In “Going Rogue,” Ms. Palin talks perfunctorily about fiscal responsibility and a muscular foreign policy, and more passionately about the importance of energy independence, but she is quite up front about the fact that much of her appeal lies in her just-folks, “hockey Mom” ordinariness. She pretends no particular familiarity with the Middle East, the Iraq war or Islamic politics — “I knew the history of the conflict,” she writes, “to the extent that most Americans did.” And she argues that “there’s no better training ground for politics than motherhood.”

Yet, Mr. McCain’s astonishing decision to pick someone with so little experience (less than two years as the governor of Alaska, and before that, two terms as mayor of Wasilla, a town with fewer than 7,000 residents) as his running mate and Ms. Palin’s own surprisingly nonchalant reaction to Mr. McCain’s initial phone call about the vice president’s slot (she writes that it felt “like a natural progression”) underscore just how alarmingly expertise is discounted — or equated with elitism — in our increasingly democratized era, and just how thoroughly colorful personal narratives overshadow policy arguments and actual knowledge

Rush Limbaugh, meanwhile, calls the tome, “one of the most substantive policy books I’ve read.”

Frankly, I didn’t know Rush had read much more than Dr. Seuss before getting around to this book.
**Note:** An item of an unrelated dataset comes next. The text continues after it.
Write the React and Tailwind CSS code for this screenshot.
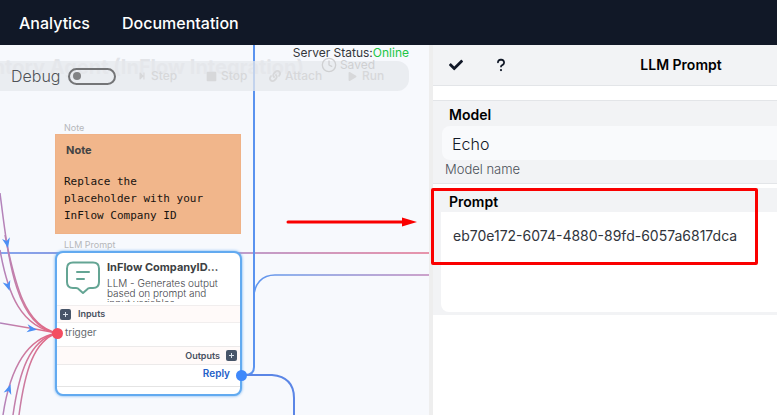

This entry was posted on Sunday, November 15th, 2009 and is filed under News, Palin. You can follow any responses to this entry through the RSS 2.0 feed. You can leave a response, or trackback from your own site.

6 Responses to “Going Postal On “Going Rogue””

  1. Tom Degan Says:

    I would like to propose a toast:

    Here’s to Sarah Palin; may she never – EVER – go away.

    I am going to go out on a limb here: No woman since Eleanor Roosevelt has done more to further the cause of progressive politics in the United States of America than our Sarah.

    Don’cha just love her? I sure do!

    http://www.tomdegan.blogspot.com

    Tom Degan
    Goshen, NY

  2. rob Says:

    so rush just admitted publicly to being clueless about policy?

  3. kranky kritter Says:

    Suppose for the sake of argument that the book includes substative policy ideas.

    What reason do any o9df us have to think these ideas sprung from Sara Palin’s mind. Has she EVER shown herself eager or even able to speak extemporaneously (on the spur of the moment) about such things?Not in my experience.

    Palin’s biggest problem is that her celebrity has far outstripped anypossibility of any personal political gravitas. IOW, She’s a lightweight. She’s a hot female Dan Quayle. On a good day.

  4. Warner Says:

    I don’t know. Dan Quayle seems considerably more intelligent than Sarah Palin.

    The way she talks, it is like she is learning everything as she goes. She acts like she is well versed in politcal thoughts and concepts, but cant give you an opinion on them when asked unless they are a hot button issue like the war, abortion, and gays wanting to get married, settle down, and have 2.5 kids like the american dream (which apperently according to some republicans like the one from oklahoma is why he econamy tanked… oh, that, and internet porn).

    John McCain was not going to win. Republicans knew, and were open about the fact that this was going to be a uphill battle. She didnt get that memo is seems. McCain, and the republicans were, as expected, agressive to try to bolster and gain as much support as possible, which is the point of a election. Now she is blaming McCain aides for blowing he election.. lady, bush did that for you. He divisively polarized the nation against him that those all important independents and moderates leaned mostly to the left. She focused on the far right, and McCain and Obama tried to focus on the centerist voters that you cant win without.

    Sarah… Nice try. But it is always better not to throw people under the bus and make more and more enemies if you have political aspirations for the future, whatever yours might be.

  5. Irish Says:

    Mrs. Palin should stop. She embarassed herself on the world stage by accepting the VP nomination with nothing to bring to the table. Sen. McCain made a mistake in offering it to her and has lived to regret it. Enough is enough of this pathetic, egotistical woman. Really tired of hearing “I” “I” “I” from her.

  6. mike mcEachran Says:

    Should we really talk about Sarah as if she has anything whatsoever to do with politics? Sarah Palin is all about Sarah Palin and she is laughing her paranoid, pretty-girl-sorority-at-a-community-college-level intellect all the way to the bank. She wrote a “policy book” and spent most of the time settling scores over the pettiest of incidents. “It’s that bitch, Nicole’s, fault! Seriously, she such a bitch, OMG!” Ha! We get a real window into this woman’s mind, and it’s just as convoluted and paranoid and narrow as her interviews would have us believe. She is wonderful! Just a dream come true! She even baited Rush to dive into her narcissistic vortex. Go Sarah! You’re much prettier than Nicole. Seriously.